It's being a weird sort of December, with more rain than snow thus far. It's been grey, dank, windy, and not at all Christmassy, for all the house lights and decorations up and down the street. People are complaining about not "being able to get in the spirit of Christmas," a frame of mind strongly correlated with heavy spending. Seems we have to have the correct weather to "do" Christmas: ideally a blanket of the fluffy sort of snow and winter-blue skies, I suppose, so that everyone can think sleigh bells.
On the other hand, the week's been full of tiny miracles. Driving into the city, I saw a flock of geese headed south at the last migratory minute, and the slanting light from the southwest turned them into specks of pure silver, brilliant against the cloudy sky. On Thursday, as the weather swung wildly from rain to hail and back again, with a brief shower of ice pellets, there was a moment when the sun broke through and briefly the whole world shone.
We'd like life to be like a Canadian Christmassy landscape (without the cold, of course): clean, smooth, pure, and simple, full of warm fellow-feeling and happiness and smiling faces, because we've been brought up to believe that that's the way it should be. We're constantly bombarded with ideals that we cannot possibly meet --gorgeous spreads of food from which slim, handsome people rise without gaining an ounce, ideally happy families beaming warmly over mounds of perfect gifts that don't burden the credit cards, ornaments in rich good taste, "tradition" fulfilled without mess or stress. And of course none of it is real. Even as we know the "happy families" are only actors, we still long for what they represent.
However reasonable we try to be, a small part of us thinks that somewhere out there are "real" families that look just like the ones in the commercials, and our own households look so messed-up by comparison. Other people have it all together, we imagine; other people don't have to struggle the way we always seem to be struggling. Other families never quarrel at Christmas. Nobody but ourselves feels lonely and let down. There's the ideal, and we never seem to meet it. There's never enough stuff under the tree; there's never the perfect gift.

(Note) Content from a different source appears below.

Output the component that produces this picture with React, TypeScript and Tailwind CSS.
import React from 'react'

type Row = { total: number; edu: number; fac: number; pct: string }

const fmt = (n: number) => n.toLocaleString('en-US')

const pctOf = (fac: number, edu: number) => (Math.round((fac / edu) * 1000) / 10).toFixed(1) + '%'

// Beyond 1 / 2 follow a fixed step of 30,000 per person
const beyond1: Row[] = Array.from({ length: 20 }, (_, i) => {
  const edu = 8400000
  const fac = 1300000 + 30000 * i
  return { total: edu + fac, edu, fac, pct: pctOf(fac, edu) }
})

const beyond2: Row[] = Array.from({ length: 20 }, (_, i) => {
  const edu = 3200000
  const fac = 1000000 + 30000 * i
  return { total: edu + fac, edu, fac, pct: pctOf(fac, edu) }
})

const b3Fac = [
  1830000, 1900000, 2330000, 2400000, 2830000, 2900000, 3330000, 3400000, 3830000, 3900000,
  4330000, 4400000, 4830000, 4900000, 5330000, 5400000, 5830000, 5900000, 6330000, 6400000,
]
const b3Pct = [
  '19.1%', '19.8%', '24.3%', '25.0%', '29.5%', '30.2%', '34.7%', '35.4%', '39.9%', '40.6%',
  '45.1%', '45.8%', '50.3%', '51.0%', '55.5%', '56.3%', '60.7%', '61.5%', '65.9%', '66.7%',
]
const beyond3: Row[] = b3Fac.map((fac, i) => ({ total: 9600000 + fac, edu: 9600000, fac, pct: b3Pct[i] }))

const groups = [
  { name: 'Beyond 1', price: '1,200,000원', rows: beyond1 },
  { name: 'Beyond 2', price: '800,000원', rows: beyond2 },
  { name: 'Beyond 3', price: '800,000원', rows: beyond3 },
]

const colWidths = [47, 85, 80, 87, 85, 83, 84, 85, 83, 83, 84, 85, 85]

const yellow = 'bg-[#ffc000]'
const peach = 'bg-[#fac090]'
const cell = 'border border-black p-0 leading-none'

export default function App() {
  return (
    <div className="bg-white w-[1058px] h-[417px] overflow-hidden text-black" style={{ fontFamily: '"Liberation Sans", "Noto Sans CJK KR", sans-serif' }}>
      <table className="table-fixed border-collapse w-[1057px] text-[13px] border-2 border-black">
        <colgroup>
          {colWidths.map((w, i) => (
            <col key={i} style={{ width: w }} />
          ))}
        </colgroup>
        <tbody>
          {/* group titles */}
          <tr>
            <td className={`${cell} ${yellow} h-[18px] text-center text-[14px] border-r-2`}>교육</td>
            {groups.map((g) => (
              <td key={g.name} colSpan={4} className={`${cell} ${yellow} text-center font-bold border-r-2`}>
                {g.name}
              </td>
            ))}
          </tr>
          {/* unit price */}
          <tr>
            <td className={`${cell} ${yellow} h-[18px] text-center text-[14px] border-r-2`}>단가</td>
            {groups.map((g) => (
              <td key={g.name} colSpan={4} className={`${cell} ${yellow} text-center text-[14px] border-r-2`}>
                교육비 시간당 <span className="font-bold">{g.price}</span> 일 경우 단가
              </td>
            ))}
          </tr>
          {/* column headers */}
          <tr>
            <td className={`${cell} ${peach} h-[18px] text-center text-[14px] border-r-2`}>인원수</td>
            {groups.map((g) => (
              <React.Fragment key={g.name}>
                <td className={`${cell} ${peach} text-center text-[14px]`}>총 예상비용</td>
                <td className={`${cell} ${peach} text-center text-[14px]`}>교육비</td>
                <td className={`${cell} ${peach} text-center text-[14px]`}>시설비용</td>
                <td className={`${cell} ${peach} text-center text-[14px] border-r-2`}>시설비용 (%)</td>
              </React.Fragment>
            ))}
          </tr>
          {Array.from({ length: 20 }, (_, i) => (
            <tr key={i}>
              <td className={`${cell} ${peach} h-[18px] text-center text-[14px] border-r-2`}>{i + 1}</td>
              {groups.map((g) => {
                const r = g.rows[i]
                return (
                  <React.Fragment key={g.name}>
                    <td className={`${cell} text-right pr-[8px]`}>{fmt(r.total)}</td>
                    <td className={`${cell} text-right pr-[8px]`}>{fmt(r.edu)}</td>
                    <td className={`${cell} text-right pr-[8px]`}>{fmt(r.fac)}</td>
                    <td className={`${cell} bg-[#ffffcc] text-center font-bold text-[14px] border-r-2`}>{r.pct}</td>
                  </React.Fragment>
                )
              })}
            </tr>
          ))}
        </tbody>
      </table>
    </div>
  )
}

But the kingdom of God, as we know it in this life, is more like this untidy weather than that perfect Christmas. It's more a matter of roughness lit with sparks of glory, like those geese shining brilliant against a dull pewter sky, than it is like a prettily white Christmas. God came down to be among the roughness, to live with it and with us as we truly are; not to transform this world into something that might just possibly meet Martha Stewart's standards. God chose a rough cave to be born in, poor people as family, sinners as friends and companions. Whatever this world's standards are, God's are very, very different.
The landscape of the kingdom isn't a winter wonderland. Even when it's beautifully snowy, it's also got those other winter aspects that the cozy songs don't mention: raw winds that whip the warmth from your cheeks, slush and black ice--and those mysterious blue shadows at twilight, definitely beautiful but anything but comfortable. The journey in faith leads you not away from your humanity, but more and more deeply into it. The landscape of the kingdom is first and foremost *real*: it is this world, so grotty and full of pain, so imperfect and still so beautiful, that God chose for the miracle of the incarnation.

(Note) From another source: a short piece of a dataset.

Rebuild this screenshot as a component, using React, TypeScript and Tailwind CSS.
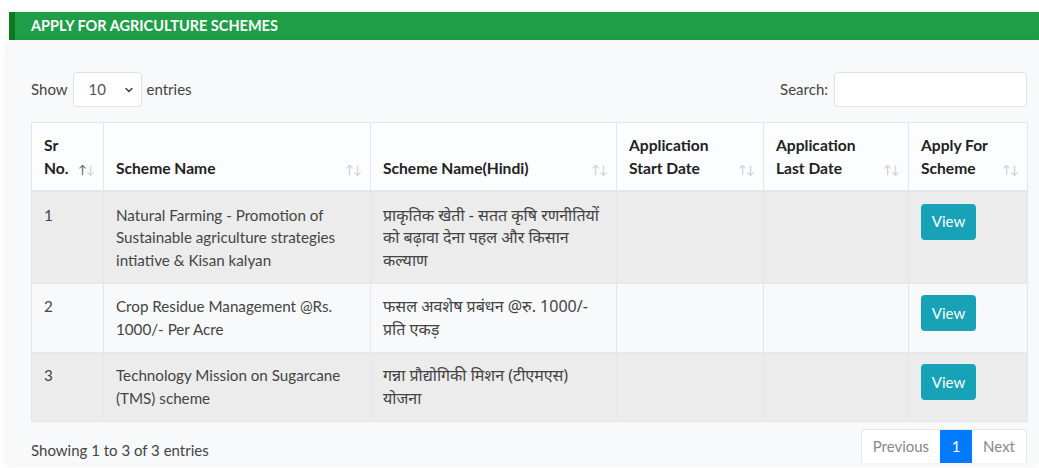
import React from "react";

const rows = [
  {
    sr: "1",
    name: "Natural Farming - Promotion of Sustainable agriculture strategies intiative & Kisan kalyan",
    hindi: "प्राकृतिक खेती - सतत कृषि रणनीतियों को बढ़ावा देना पहल और किसान कल्याण",
  },
  {
    sr: "2",
    name: "Crop Residue Management @Rs. 1000/- Per Acre",
    hindi: "फसल अवशेष प्रबंधन @रु. 1000/- प्रति एकड़",
  },
  {
    sr: "3",
    name: "Technology Mission on Sugarcane (TMS) scheme",
    hindi: "गन्ना प्रौद्योगिकी मिशन (टीएमएस) योजना",
  },
];

const SortIcon = ({ active }: { active?: boolean }) => (
  <span className="absolute right-[9px] bottom-[14px] flex text-[12px] leading-none tracking-[-1px] font-normal">
    <span className={active ? "text-[#555]" : "text-[#ccc]"}>↑</span>
    <span className="text-[#ccc]">↓</span>
  </span>
);

const headers = [
  { label: "Sr No.", w: "w-[72px]", active: true },
  { label: "Scheme Name", w: "w-[267px]" },
  { label: "Scheme Name(Hindi)", w: "w-[246px]" },
  { label: "Application Start Date", w: "w-[147px]" },
  { label: "Application Last Date", w: "w-[145px]" },
  { label: "Apply For Scheme", w: "w-[119px]" },
];

export default function App() {
  return (
    <div className="min-h-[468px] overflow-hidden bg-white pt-3 pl-[9px] font-['Lato','Liberation_Sans',sans-serif] text-[15px] text-[#212529]">
      <div className="flex h-[28px] items-center border-l-[6px] border-[#0b7a1f] bg-[#1e9e47] pl-[16px] text-[14.5px] font-bold text-white">
        APPLY FOR AGRICULTURE SCHEMES
      </div>

      <div className="h-[423px] overflow-hidden bg-[#f8f9fa] pl-[22px] pr-[12px] pt-[32px] shadow-[-3px_2px_8px_rgba(0,0,0,0.06)]">
        <div className="flex items-center justify-between">
          <div className="flex items-center gap-[5px] text-[#444]">
            <span>Show</span>
            <div className="flex h-[35px] w-[69px] items-center justify-between rounded-[4px] border border-[#dfe3e7] bg-white pl-[15px] pr-[7px] text-[#555]">
              <span>10</span>
              <svg width="10" height="10" viewBox="0 0 10 10" fill="none">
                <path d="M2 3.5L5 6.5L8 3.5" stroke="#444" strokeWidth="1.5" strokeLinecap="round" strokeLinejoin="round" />
              </svg>
            </div>
            <span>entries</span>
          </div>
          <div className="flex items-center gap-[6px] text-[#444]">
            <span>Search:</span>
            <div className="h-[35px] w-[193px] rounded-[4px] border border-[#dfe3e7] bg-white" />
          </div>
        </div>

        <table className="mt-[15px] w-[996px] table-fixed border-collapse">
          <thead>
            <tr className="bg-[#fcfdfe]">
              {headers.map((h) => (
                <th
                  key={h.label}
                  className={`${h.w} relative border border-b-2 border-[#e4e7ea] px-[12px] py-[11px] text-left align-bottom text-[15.6px] font-bold leading-[22.5px] text-[#222]`}
                >
                  <span className="block pr-[14px]">{h.label}</span>
                  <SortIcon active={h.active} />
                </th>
              ))}
            </tr>
          </thead>
          <tbody>
            {rows.map((r, i) => (
              <tr key={r.sr} className={i % 2 === 0 ? "bg-[#ececed]" : "bg-[#f8f9fa]"}>
                <td className="border border-[#e4e7ea] px-[12px] py-[11.5px] align-top text-[15.2px] leading-[22.5px] text-[#444]">{r.sr}</td>
                <td className="border border-[#e4e7ea] px-[12px] py-[11.5px] align-top text-[15.2px] leading-[22.5px] text-[#444]">{r.name}</td>
                <td className="border border-[#e4e7ea] px-[12px] py-[11.5px] align-top font-['Noto_Sans','Lato',sans-serif] text-[16px] leading-[22.5px] text-[#444]">
                  {r.hindi}
                </td>
                <td className="border border-[#e4e7ea]" />
                <td className="border border-[#e4e7ea]" />
                <td className="border border-[#e4e7ea] px-[12px] py-[11.5px] align-top">
                  <button className="h-[36px] w-[55px] rounded-[4px] bg-[#17a2b8] text-[15px] text-white">View</button>
                </td>
              </tr>
            ))}
          </tbody>
        </table>

        <div className="mt-[7px] flex items-start justify-between">
          <span className="mt-[10px] text-[#444]">Showing 1 to 3 of 3 entries</span>
          <div className="flex h-[36px] overflow-hidden rounded-[4px] border border-[#e4e7ea] bg-white">
            <span className="flex items-center px-[11px] text-[#888]">Previous</span>
            <span className="flex w-[32px] items-center justify-center bg-[#007bff] text-white">1</span>
            <span className="flex items-center px-[11px] text-[#888]">Next</span>
          </div>
        </div>
      </div>
    </div>
  );
}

God is still incarnate in the mess and the ugliness as well as the sparks of glory that shine forth. Grace isn't gracious, in the gracious-living sense; it's something much, much stranger and wilder than that, involving serious wilderness time. It's hard for us to see that roughness as promising, because the whole culture tells us to turn away from it. Smooth and pretty is Good; rough and plain is Bad, and anyone who wants to break a leg wrestling with angels has got to be nuts.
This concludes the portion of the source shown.